Carry none of the pictures over; write out the complete data exactly.
>> BEGIN Information shown
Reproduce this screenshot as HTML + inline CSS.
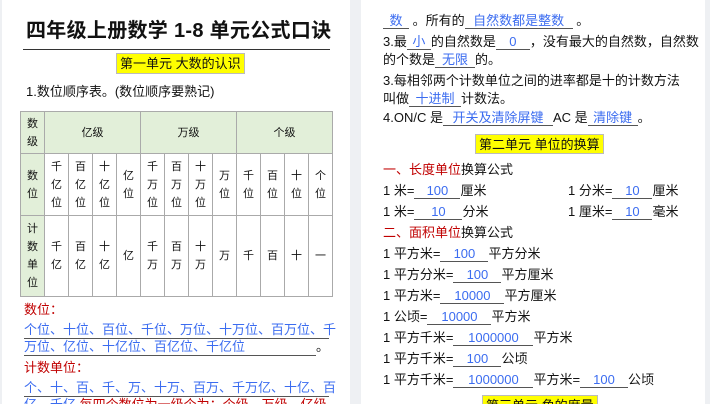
<!DOCTYPE html>
<html><head><meta charset="utf-8"><style>
*{margin:0;padding:0;box-sizing:border-box}
html,body{width:710px;height:404px;overflow:hidden}
body{background:#eef0f3;font-family:"Liberation Sans","Noto Sans CJK SC",sans-serif;color:#111;position:relative}
.pg{position:absolute;top:0;height:404px;background:#fff}
.a{position:absolute;white-space:nowrap;font-size:13px;line-height:16px}
.b{color:#3b6cf0}
.r{color:#c00000}
.u{display:inline-block;border-bottom:1px solid #555;text-align:center;color:#3b6cf0;line-height:15px}
.y{position:absolute;background:#ffff00;border:1px solid #bbb;font-size:13px;line-height:19px;text-align:center;white-space:nowrap;padding:0 3px}
table{position:absolute;left:20px;top:111px;border-collapse:collapse;font-size:11px}
td{border:1px solid #aaa;width:24px;text-align:center;vertical-align:middle;line-height:18px;padding:0}
.g{background:#e2efd9}
</style></head><body>
<div class="pg" style="left:2px;width:348px"></div>
<div class="pg" style="left:361px;width:344px"></div>

<div class="a" style="left:26px;top:18px;font-size:20px;line-height:26px;font-weight:bold;letter-spacing:0.3px">四年级上册数学 1-8 单元公式口诀</div>
<div style="position:absolute;left:23px;top:49px;width:307px;height:1px;background:#333"></div>
<div class="y" style="left:116px;top:53px;height:21px">第一单元 大数的认识</div>
<div class="a" style="left:26px;top:84px">1.数位顺序表。(数位顺序要熟记)</div>

<table>
<tr style="height:42px"><td class="g">数<br>级</td><td class="g" colspan="4">亿级</td><td class="g" colspan="4">万级</td><td class="g" colspan="4">个级</td></tr>
<tr style="height:62px"><td class="g">数<br>位</td><td>千<br>亿<br>位</td><td>百<br>亿<br>位</td><td>十<br>亿<br>位</td><td>亿<br>位</td><td>千<br>万<br>位</td><td>百<br>万<br>位</td><td>十<br>万<br>位</td><td>万<br>位</td><td>千<br>位</td><td>百<br>位</td><td>十<br>位</td><td>个<br>位</td></tr>
<tr style="height:81px"><td class="g">计<br>数<br>单<br>位</td><td>千<br>亿</td><td>百<br>亿</td><td>十<br>亿</td><td>亿</td><td>千<br>万</td><td>百<br>万</td><td>十<br>万</td><td>万</td><td>千</td><td>百</td><td>十</td><td>一</td></tr>
</table>

<div class="a r" style="left:24px;top:302px">数位：</div>
<div class="a b" style="left:24px;top:322px;border-bottom:1px solid #555;width:305px">个位、十位、百位、千位、万位、十万位、百万位、千</div>
<div class="a b" style="left:24px;top:339px;border-bottom:1px solid #555;width:292px">万位、亿位、十亿位、百亿位、千亿位</div>
<div class="a" style="left:316px;top:339px">。</div>
<div class="a r" style="left:24px;top:360px">计数单位：</div>
<div class="a b" style="left:24px;top:380px;border-bottom:1px solid #555;width:305px">个、十、百、千、万、十万、百万、千万亿、十亿、百</div>
<div class="a b" style="left:24px;top:397px">亿、千亿 <span class="r">每四个数位为一级个为：个级、万级、亿级</span></div>

<div class="a" style="left:383px;top:13px"><span class="u" style="width:26px">数</span> 。所有的<span class="u" style="width:108px">自然数都是整数</span> 。</div>
<div class="a" style="left:383px;top:34px">3.最<span class="u" style="width:24px">小</span>的自然数是<span class="u" style="width:34px">0</span>，没有最大的自然数，自然数</div>
<div class="a" style="left:383px;top:52px">的个数是<span class="u" style="width:40px">无限</span>的。</div>
<div class="a" style="left:383px;top:73px">3.每相邻两个计数单位之间的进率都是十的计数方法</div>
<div class="a" style="left:383px;top:91px">叫做<span class="u" style="width:52px">十进制</span>计数法。</div>
<div class="a" style="left:383px;top:110px">4.ON/C 是<span class="u" style="width:110px">开关及清除屏键</span>AC 是<span class="u" style="width:50px">清除键</span>。</div>
<div class="y" style="left:475px;top:134px;height:20px">第二单元 单位的换算</div>
<div class="a" style="left:383px;top:162px"><span class="r">一、长度单位</span>换算公式</div>
<div class="a" style="left:383px;top:183px">1 米=<span class="u" style="width:46px">100</span>厘米</div>
<div class="a" style="left:568px;top:183px">1 分米=<span class="u" style="width:40px">10</span>厘米</div>
<div class="a" style="left:383px;top:204px">1 米=<span class="u" style="width:48px">10</span>分米</div>
<div class="a" style="left:568px;top:204px">1 厘米=<span class="u" style="width:40px">10</span>毫米</div>
<div class="a" style="left:383px;top:225px"><span class="r">二、面积单位</span>换算公式</div>
<div class="a" style="left:383px;top:246px">1 平方米=<span class="u" style="width:48px">100</span>平方分米</div>
<div class="a" style="left:383px;top:267px">1 平方分米=<span class="u" style="width:48px">100</span>平方厘米</div>
<div class="a" style="left:383px;top:288px">1 平方米=<span class="u" style="width:64px">10000</span>平方厘米</div>
<div class="a" style="left:383px;top:309px">1 公顷=<span class="u" style="width:64px">10000</span>平方米</div>
<div class="a" style="left:383px;top:330px">1 平方千米=<span class="u" style="width:80px">1000000</span>平方米</div>
<div class="a" style="left:383px;top:351px">1 平方千米=<span class="u" style="width:48px">100</span>公顷</div>
<div class="a" style="left:383px;top:372px">1 平方千米=<span class="u" style="width:80px">1000000</span>平方米=<span class="u" style="width:48px">100</span>公顷</div>
<div class="y" style="left:482px;top:395px;height:20px">第三单元 角的度量</div>
</body></html>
>> END Information shown
* Result *
Reproduce this screenshot as HTML + inline CSS.
<!DOCTYPE html>
<html><head><meta charset="utf-8"><style>
*{margin:0;padding:0;box-sizing:border-box}
html,body{width:710px;height:404px;overflow:hidden}
body{background:#eef0f3;font-family:"Liberation Sans","Noto Sans CJK SC",sans-serif;color:#111;position:relative}
.pg{position:absolute;top:0;height:404px;background:#fff}
.a{position:absolute;white-space:nowrap;font-size:13px;line-height:16px}
.b{color:#3b6cf0}
.r{color:#c00000}
.u{display:inline-block;border-bottom:1px solid #555;text-align:center;color:#3b6cf0;line-height:15px}
.y{position:absolute;background:#ffff00;border:1px solid #bbb;font-size:13px;line-height:19px;text-align:center;white-space:nowrap;padding:0 3px}
table{position:absolute;left:20px;top:111px;border-collapse:collapse;font-size:11px}
td{border:1px solid #aaa;width:24px;text-align:center;vertical-align:middle;line-height:18px;padding:0}
.g{background:#e2efd9}
</style></head><body>
<div class="pg" style="left:2px;width:348px"></div>
<div class="pg" style="left:361px;width:344px"></div>

<div class="a" style="left:26px;top:18px;font-size:20px;line-height:26px;font-weight:bold;letter-spacing:0.3px">四年级上册数学 1-8 单元公式口诀</div>
<div style="position:absolute;left:23px;top:49px;width:307px;height:1px;background:#333"></div>
<div class="y" style="left:116px;top:53px;height:21px">第一单元 大数的认识</div>
<div class="a" style="left:26px;top:84px">1.数位顺序表。(数位顺序要熟记)</div>

<table>
<tr style="height:42px"><td class="g">数<br>级</td><td class="g" colspan="4">亿级</td><td class="g" colspan="4">万级</td><td class="g" colspan="4">个级</td></tr>
<tr style="height:62px"><td class="g">数<br>位</td><td>千<br>亿<br>位</td><td>百<br>亿<br>位</td><td>十<br>亿<br>位</td><td>亿<br>位</td><td>千<br>万<br>位</td><td>百<br>万<br>位</td><td>十<br>万<br>位</td><td>万<br>位</td><td>千<br>位</td><td>百<br>位</td><td>十<br>位</td><td>个<br>位</td></tr>
<tr style="height:81px"><td class="g">计<br>数<br>单<br>位</td><td>千<br>亿</td><td>百<br>亿</td><td>十<br>亿</td><td>亿</td><td>千<br>万</td><td>百<br>万</td><td>十<br>万</td><td>万</td><td>千</td><td>百</td><td>十</td><td>一</td></tr>
</table>

<div class="a r" style="left:24px;top:302px">数位：</div>
<div class="a b" style="left:24px;top:322px;border-bottom:1px solid #555;width:305px">个位、十位、百位、千位、万位、十万位、百万位、千</div>
<div class="a b" style="left:24px;top:339px;border-bottom:1px solid #555;width:292px">万位、亿位、十亿位、百亿位、千亿位</div>
<div class="a" style="left:316px;top:339px">。</div>
<div class="a r" style="left:24px;top:360px">计数单位：</div>
<div class="a b" style="left:24px;top:380px;border-bottom:1px solid #555;width:305px">个、十、百、千、万、十万、百万、千万亿、十亿、百</div>
<div class="a b" style="left:24px;top:397px">亿、千亿 <span class="r">每四个数位为一级个为：个级、万级、亿级</span></div>

<div class="a" style="left:383px;top:13px"><span class="u" style="width:26px">数</span> 。所有的<span class="u" style="width:108px">自然数都是整数</span> 。</div>
<div class="a" style="left:383px;top:34px">3.最<span class="u" style="width:24px">小</span>的自然数是<span class="u" style="width:34px">0</span>，没有最大的自然数，自然数</div>
<div class="a" style="left:383px;top:52px">的个数是<span class="u" style="width:40px">无限</span>的。</div>
<div class="a" style="left:383px;top:73px">3.每相邻两个计数单位之间的进率都是十的计数方法</div>
<div class="a" style="left:383px;top:91px">叫做<span class="u" style="width:52px">十进制</span>计数法。</div>
<div class="a" style="left:383px;top:110px">4.ON/C 是<span class="u" style="width:110px">开关及清除屏键</span>AC 是<span class="u" style="width:50px">清除键</span>。</div>
<div class="y" style="left:475px;top:134px;height:20px">第二单元 单位的换算</div>
<div class="a" style="left:383px;top:162px"><span class="r">一、长度单位</span>换算公式</div>
<div class="a" style="left:383px;top:183px">1 米=<span class="u" style="width:46px">100</span>厘米</div>
<div class="a" style="left:568px;top:183px">1 分米=<span class="u" style="width:40px">10</span>厘米</div>
<div class="a" style="left:383px;top:204px">1 米=<span class="u" style="width:48px">10</span>分米</div>
<div class="a" style="left:568px;top:204px">1 厘米=<span class="u" style="width:40px">10</span>毫米</div>
<div class="a" style="left:383px;top:225px"><span class="r">二、面积单位</span>换算公式</div>
<div class="a" style="left:383px;top:246px">1 平方米=<span class="u" style="width:48px">100</span>平方分米</div>
<div class="a" style="left:383px;top:267px">1 平方分米=<span class="u" style="width:48px">100</span>平方厘米</div>
<div class="a" style="left:383px;top:288px">1 平方米=<span class="u" style="width:64px">10000</span>平方厘米</div>
<div class="a" style="left:383px;top:309px">1 公顷=<span class="u" style="width:64px">10000</span>平方米</div>
<div class="a" style="left:383px;top:330px">1 平方千米=<span class="u" style="width:80px">1000000</span>平方米</div>
<div class="a" style="left:383px;top:351px">1 平方千米=<span class="u" style="width:48px">100</span>公顷</div>
<div class="a" style="left:383px;top:372px">1 平方千米=<span class="u" style="width:80px">1000000</span>平方米=<span class="u" style="width:48px">100</span>公顷</div>
<div class="y" style="left:482px;top:395px;height:20px">第三单元 角的度量</div>
</body></html>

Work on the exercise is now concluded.